Set the lines down again exactly, first line through the line that contains "import React from", with no pictures.

- **Information shown**
-=-=-=-=-

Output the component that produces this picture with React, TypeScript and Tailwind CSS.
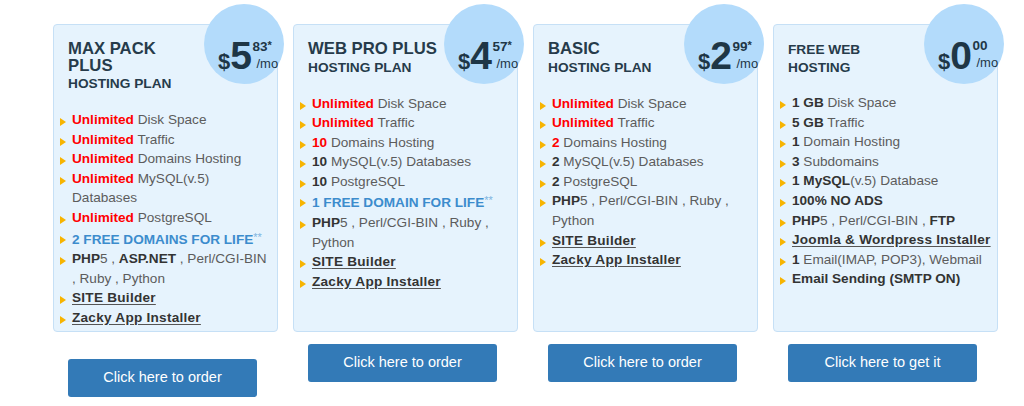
import React from "react";

const Red = ({ children }: { children: React.ReactNode }) => (
  <span className="font-bold text-[#ff0000]">{children}</span>
);
const B = ({ children }: { children: React.ReactNode }) => (
  <span className="font-bold text-[#333333]">{children}</span>
);
const L = ({ children }: { children: React.ReactNode }) => (
  <span className="font-bold text-[#333333] underline decoration-[#555555] underline-offset-[2px] tracking-[0.25px]">
    {children}
  </span>
);
const Blue = ({ children }: { children: React.ReactNode }) => (
  <span className="font-bold text-[#3c8ccd]">
    {children}
    <span className="font-normal text-[#7fb3df] text-[11px] align-[3px]">**</span>
  </span>
);

type Plan = {
  title: string;
  sub?: string;
  small?: boolean;
  dollars: string;
  cents: string;
  star: boolean;
  features: React.ReactNode[];
  button: string;
  btnTop: string;
};

const plans: Plan[] = [
  {
    title: "MAX PACK PLUS",
    sub: "HOSTING PLAN",
    dollars: "5",
    cents: "83",
    star: true,
    button: "Click here to order",
    btnTop: "mt-[27px]",
    features: [
      <><Red>Unlimited</Red> Disk Space</>,
      <><Red>Unlimited</Red> Traffic</>,
      <><Red>Unlimited</Red> Domains Hosting</>,
      <><Red>Unlimited</Red> MySQL(v.5) Databases</>,
      <><Red>Unlimited</Red> PostgreSQL</>,
      <Blue>2 FREE DOMAINS FOR LIFE</Blue>,
      <><B>PHP</B>5 , <B>ASP.NET</B> , Perl/CGI-BIN , Ruby , Python</>,
      <L>SITE Builder</L>,
      <L>Zacky App Installer</L>,
    ],
  },
  {
    title: "WEB PRO PLUS",
    sub: "HOSTING PLAN",
    dollars: "4",
    cents: "57",
    star: true,
    button: "Click here to order",
    btnTop: "mt-[12px]",
    features: [
      <><Red>Unlimited</Red> Disk Space</>,
      <><Red>Unlimited</Red> Traffic</>,
      <><Red>10</Red> Domains Hosting</>,
      <><B>10</B> MySQL(v.5) Databases</>,
      <><B>10</B> PostgreSQL</>,
      <Blue>1 FREE DOMAIN FOR LIFE</Blue>,
      <><B>PHP</B>5 , Perl/CGI-BIN , Ruby , Python</>,
      <L>SITE Builder</L>,
      <L>Zacky App Installer</L>,
    ],
  },
  {
    title: "BASIC",
    sub: "HOSTING PLAN",
    dollars: "2",
    cents: "99",
    star: true,
    button: "Click here to order",
    btnTop: "mt-[12px]",
    features: [
      <><Red>Unlimited</Red> Disk Space</>,
      <><Red>Unlimited</Red> Traffic</>,
      <><Red>2</Red> Domains Hosting</>,
      <><B>2</B> MySQL(v.5) Databases</>,
      <><B>2</B> PostgreSQL</>,
      <><B>PHP</B>5 , Perl/CGI-BIN , Ruby , Python</>,
      <L>SITE Builder</L>,
      <L>Zacky App Installer</L>,
    ],
  },
  {
    title: "FREE WEB HOSTING",
    small: true,
    dollars: "0",
    cents: "00",
    star: false,
    button: "Click here to get it",
    btnTop: "mt-[12px]",
    features: [
      <><B>1 GB</B> Disk Space</>,
      <><B>5 GB</B> Traffic</>,
      <><B>1</B> Domain Hosting</>,
      <><B>3</B> Subdomains</>,
      <><B>1 MySQL</B>(v.5) Database</>,
      <B>100% NO ADS</B>,
      <><B>PHP</B>5 , Perl/CGI-BIN , <B>FTP</B></>,
      <L>Joomla &amp; Wordpress Installer</L>,
      <><B>1</B> Email(IMAP, POP3), Webmail</>,
      <B>Email Sending (SMTP ON)</B>,
    ],
  },
];

function Price({ p }: { p: Plan }) {
  return (
    <div className="absolute top-[-21px] right-[-7px] w-[80px] h-[80px] rounded-full bg-[#b3dbfb] flex items-start pl-[14px] pt-[32px] text-[#1e3646]">
      <div className="flex items-baseline leading-[40px] font-bold">
        <span className="text-[22px]">$</span>
        <span className="text-[39px] tracking-[-0.5px]">{p.dollars}</span>
      </div>
      <div className="flex flex-col ml-[1px] mt-[3px]">
        <span className="text-[13.5px] leading-[13px] font-bold">
          {p.cents}
          {p.star && <span className="text-[11px] align-[2px]">*</span>}
        </span>
        <span className="text-[13px] leading-[14px] mt-[4px] ml-[4px]">/mo</span>
      </div>
    </div>
  );
}

function Card({ p }: { p: Plan }) {
  return (
    <div className="relative bg-[#e6f3fd] border border-[#c6e0f6] rounded-[4px] pt-[16px] pb-[3px]">
      <Price p={p} />
      <div className="pl-[14px] text-[#263b4b] font-bold">
        {p.small ? (
          <div className="w-[135px] text-[13.7px] leading-[18px]">{p.title}</div>
        ) : (
          <>
            <div className="w-[135px] text-[16.7px] leading-[16.5px]">{p.title}</div>
            <div className="mt-[2px] text-[13.7px] leading-[16px]">{p.sub}</div>
          </>
        )}
      </div>
      <ul className={`${p.small ? "mt-[16px]" : "mt-[18px]"} pl-[6px] pr-[3px] text-[13.6px] leading-[19.6px] text-[#5c5c5c]`}>
        {p.features.map((f, i) => (
          <li key={i} className="flex items-start">
            <span className="mt-[8px] w-0 h-0 shrink-0 border-y-[4px] border-y-transparent border-l-[6px] border-l-[#f7b400]" />
            <span className="ml-[6px]">{f}</span>
          </li>
        ))}
      </ul>
    </div>
  );
}

export default function App() {
  return (
    <div className="w-[1024px] h-[406px] bg-white overflow-hidden font-['Liberation_Sans',Arial,sans-serif] pl-[53px] pt-[24px]">
      <div className="grid grid-cols-[repeat(4,225px)] gap-x-[15px]">
        {plans.map((p, i) => (
          <Card key={i} p={p} />
        ))}
        {plans.map((p, i) => (
          <div key={"b" + i} className={`${p.btnTop} pl-[15px]`}>
            <button className="w-[189px] h-[38px] rounded-[3px] bg-[#337ab7] text-white text-[14.5px] flex items-center justify-center">
              {p.button}
            </button>
          </div>
        ))}
      </div>
    </div>
  );
}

-=-=-=-=-

- **Problem solution**
Output the component that produces this picture with React, TypeScript and Tailwind CSS.
import React from "react";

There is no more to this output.